I know you are dying to see my current list, along with my comments on each selection. So, without further ado:
"Roll On", The Little Willies - Not since Wet Willie has a band with the word "Willie" in it captured the hearts and minds of America's youth. I've got 5 words for you - Norah Jones' Country Side Project. This is an original (they do a few covers on their album, including Willie Nelson's "I Gotta Get Drunk), and it only adds to my desire to whisk Ravi Shankar's adorable love-child away to some secluded cabin, with nothing but a piano, a case of Sam Adams, and several pounds of uncooked steak (for eating, sickos). Another one of my unconventional crushes. And now, a moment of appreciation for this Siren:
Sigh...well, that didn't help me at all. Oh, and it's a great song, too.
"Carolina Rain", Ryan Adams - The Jacksonville, NC native working his alt-country roots on his latest album (although some people freak out when you associate the word "country" with Mr. Adams' name). A pretty dark little ditty, but those are probably my favorite type of Americana music. It's chock full of pedal steel, and if that ain't country - I'll kiss your ass.
"Off The Record", My Morning Jacket - The proverbial needle in the haystack. After hearing it for the 2nd or 3rd time, I decided it was S-Seek worthy. I then proceeded to not hear it for over a week, constantly hoping to trap it for my collection. The beginning vocals are oddly reminiscent of "Up on the Roof". Supposedly, these guys are in the Wilco vein of Alternative music, but this song actually has a nice little old-school punk sensibility to it.
"Take Five", Dave Brubeck Quartet - This is one of those jazz songs that you would know if you heard...it just oozes cool. A great saxophone driven song, with an insistent little piano part underneath. I'm told this was typical of this group's sound. Getting to hear stuff like this on the radio is what makes Sirius worth it.
"Illegal Smile", John Prine - Prine's quirky breakthrough hit. It's usually on Outlaw Country, which I guess means it doesn't fit into the Nashville perameters. That's probably why I like it so much. It's timeless in that you could have imagined Jimmie Rodgers writing a similar song back in the 20's. This actually just acquired S-Seek status today.
"Bonita Applebum", Tribe Called Quest - An unexpected entry. Easily one of my favorite rap songs (and groups) ever, I stumbled across this Tribe piece while making one of my infrequent visits to the Hip-Hop section of Sirius. It's a clever little rap love song, which seems to be a lost art in that genre these days.
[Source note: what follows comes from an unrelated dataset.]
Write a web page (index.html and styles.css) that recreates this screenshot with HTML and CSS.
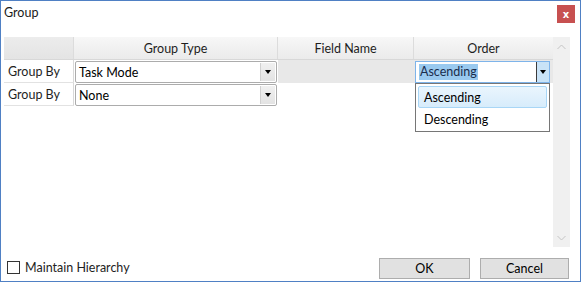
FILE: index.html
```html
<!DOCTYPE html>
<html>
<head>
<meta charset="utf-8">
<link rel="stylesheet" href="styles.css">
</head>
<body>
<div class="window">
  <div class="titlebar">
    <span class="title">Group</span>
    <span class="close">x</span>
  </div>
  <div class="grid-area">
    <div class="grid">
      <div class="row head">
        <div class="cell rh"></div>
        <div class="cell c-type">Group Type</div>
        <div class="cell c-field">Field Name</div>
        <div class="cell c-order">Order</div>
      </div>
      <div class="row data sel">
        <div class="cell rh">Group By</div>
        <div class="cell c-type">
          <div class="combo"><span class="combo-text">Task Mode</span><span class="combo-btn"><i class="tri"></i></span></div>
        </div>
        <div class="cell c-field grey"></div>
        <div class="cell c-order grey">
          <div class="combo active"><span class="combo-text"><span class="hl">Ascending</span></span><span class="combo-btn"><i class="tri"></i></span></div>
          <div class="popup">
            <div class="item on">Ascending</div>
            <div class="item">Descending</div>
          </div>
        </div>
      </div>
      <div class="row data">
        <div class="cell rh">Group By</div>
        <div class="cell c-type">
          <div class="combo"><span class="combo-text">None</span><span class="combo-btn"><i class="tri"></i></span></div>
        </div>
        <div class="cell c-field"></div>
        <div class="cell c-order"></div>
      </div>
    </div>
    <div class="vscroll">
      <svg class="arrow up" width="9" height="6" viewBox="0 0 9 6"><path d="M0.5 5 L4.5 1 L8.5 5" fill="none" stroke="#c4c4c4" stroke-width="1"/></svg>
      <svg class="arrow down" width="9" height="6" viewBox="0 0 9 6"><path d="M0.5 1 L4.5 5 L8.5 1" fill="none" stroke="#c4c4c4" stroke-width="1"/></svg>
    </div>
  </div>
  <div class="footer">
    <label class="check"><span class="box"></span><span>Maintain Hierarchy</span></label>
    <div class="buttons">
      <span class="btn ok">OK</span>
      <span class="btn cancel">Cancel</span>
    </div>
  </div>
</div>
</body>
</html>
```

FILE: styles.css
```css
* { box-sizing: border-box; }
html, body { margin: 0; padding: 0; background: #fff; }
body { font-family: Lato, "Noto Sans", sans-serif; font-size: 12.5px; color: #1e1e1e; }

.window {
  width: 581px; height: 282px;
  border: 1px solid #4f80c4;
  display: flex; flex-direction: column;
  background: #fff;
}
.titlebar {
  height: 36px;
  display: flex; align-items: flex-start; justify-content: space-between;
  padding: 3px 4px 0 3px;
}
.title { line-height: 18px; color: #1a1a1a; }
.close {
  width: 18px; height: 18px; margin-top: 1px;
  background: #c75050; color: #fff;
  font-family: "DejaVu Sans", sans-serif; font-weight: bold; font-size: 10px;
  display: flex; align-items: center; justify-content: center;
  margin-right: 1px;
}

.grid-area {
  display: flex;
  margin: 0 10px 0 3px;
  height: 210px;
}
.grid { width: 549px; display: flex; flex-direction: column; }
.vscroll {
  width: 17px; background: #f0f0f0;
  display: flex; flex-direction: column; justify-content: space-between; align-items: center;
  padding: 7px 0 6px;
}

.row { display: flex; height: 23px; }
.cell { flex: none; height: 100%; position: relative; }
.rh { width: 70px; }
.c-type { width: 204px; }
.c-field { width: 136px; }
.c-order { width: 139px; }

.head { background: linear-gradient(#f7f7f7, #ebebeb); border-bottom: 1px solid #d8d8d8; }
.head .cell { display: flex; align-items: center; justify-content: center; border-right: 1px solid #dcdcdc; }
.head .cell:last-child { border-right: none; }
.head .rh { background: linear-gradient(#ececec, #e4e4e4); }

.data .rh {
  padding-left: 4px; display: flex; align-items: center;
  border-right: 1px solid #d9d9d9; border-bottom: 1px solid #e2e2e2;
}
.grey { background: #e8e8e8; }

.combo {
  position: absolute; left: 1px; top: 1px; right: 1px; bottom: 0;
  border: 1px solid #acacac; border-radius: 2px;
  background: #fff; display: flex;
}
.combo-text { flex: 1; padding-left: 3px; display: flex; align-items: center; color: #000; }
.combo-btn {
  width: 15px; margin: 1px 1px 1px 0;
  background: linear-gradient(#f0f0f0, #e3e3e3);
  border-left: 1px solid #d0d0d0;
  display: flex; align-items: center; justify-content: center;
}
.tri { width: 0; height: 0; border-left: 3.5px solid transparent; border-right: 3.5px solid transparent; border-top: 4px solid #000; }

.combo.active { border-color: #7eb4ea; border-radius: 0; right: 3px; }
.combo.active .combo-btn { background: #c9e3f7; border-left: 1px solid #3c3c3c; margin: 0; width: 13px; }
.hl { background: #99c9ef; color: #1a2c4c; padding: 0 1px; line-height: 16px; }

.popup {
  position: absolute; left: 1px; top: 23px; width: 135px; height: 49px;
  background: #fff; border: 1px solid #767676;
  padding: 2px 2px;
  z-index: 2;
}
.item { height: 22px; display: flex; align-items: center; padding-left: 5px; color: #000; border: 1px solid transparent; }
.item.on {
  background: linear-gradient(#eaf5fd, #d7ecfb);
  border-color: #a8d6f6; border-radius: 2px;
}

.footer {
  flex: 1;
  display: flex; align-items: flex-end; justify-content: space-between;
  padding: 0 11px 2px 6px;
}
.check { display: flex; align-items: center; gap: 5px; margin-bottom: 4px; }
.box { width: 13px; height: 13px; border: 1px solid #333; background: #fff; }
.buttons { display: flex; gap: 10px; }
.btn {
  height: 21px; display: flex; align-items: center; justify-content: center;
  background: #e1e1e1; border: 1px solid #adadad; color: #000;
}
.ok { width: 91px; }
.cancel { width: 89px; }
```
Funny, self-depricating, great music underneath...and the fact that you can infer that the girl's name means "Beautiful Applebutt". Giggle.
"Beautiful Wreck", Shawn Mullins - Most people look at Mullins as a one-hit wonder, thanks to his overplayed "Rock-a-Bye" from the late 90's. Us in Atlanta know that he's been around since, just not getting much notice, including from me. This is a great song, and Mullins has a very unique vocal style for a singer/songwriter. One that I'm convinced I could pull off in karaoke.
"One Dime at a Time", Steep Canyon Rangers - These are my boys. I first saw them play at the Boone Saloon in 2004. Their bassist tipped me off to Midtown's Red Light Cafe, where I saw them for the second time. They're classified as bluegrass, but the lead singer lacks the high, lonesome sound of the old school purveyors. Really, they are more a mix of old-school country and bluegrass. A great live act, too.
"Don't Wait Too Long", Madeline Peyroux - Yes, I am heterosexual. I just love this chick's voice. The only knock on it is that it was used in that goofy Dockers' commercial where the chick and dude are eye humping each other from seperate trolleys, before trying to get on the other one's trolley - only to have it pull away. They think they missed their chance, but wait! The object of their affection has jumped off their trolley too, and they are both left on the street together! Blleeech - now that I realize that this is where I first heard this, it may not be staying on my list too much longer. If you haven't seen the commercial, enjoy this song - filth free.
"Do You Realize", The Flaming Lips - One of those bands that everyone who listens to them seems to love. This is a great song, and a testament to the diversity of this group. I figure I should get into them at some point, but then I'd have to take this off my S-Seek. Hard to believe they are only known in the mainstream for their novelty hit "She Don't Use Jelly".
A few other songs have served proudly - "The March" by Robert Randolph and The Family Band, Traveling Wilbury's "Handle with Care", Death Cab for Cutie's "Crooked Teeth, Beth Orton's "Conceived", and my pop guilty pleasure "Bad Day" by Daniel Powter. Feist is currently bucking for S-Seek honors.
The thought of having a receiver with more storage space brings a solitary tear to my eye. Sometimes, I think it's the only thing that keeps me going...but then I just go see what's on the TV.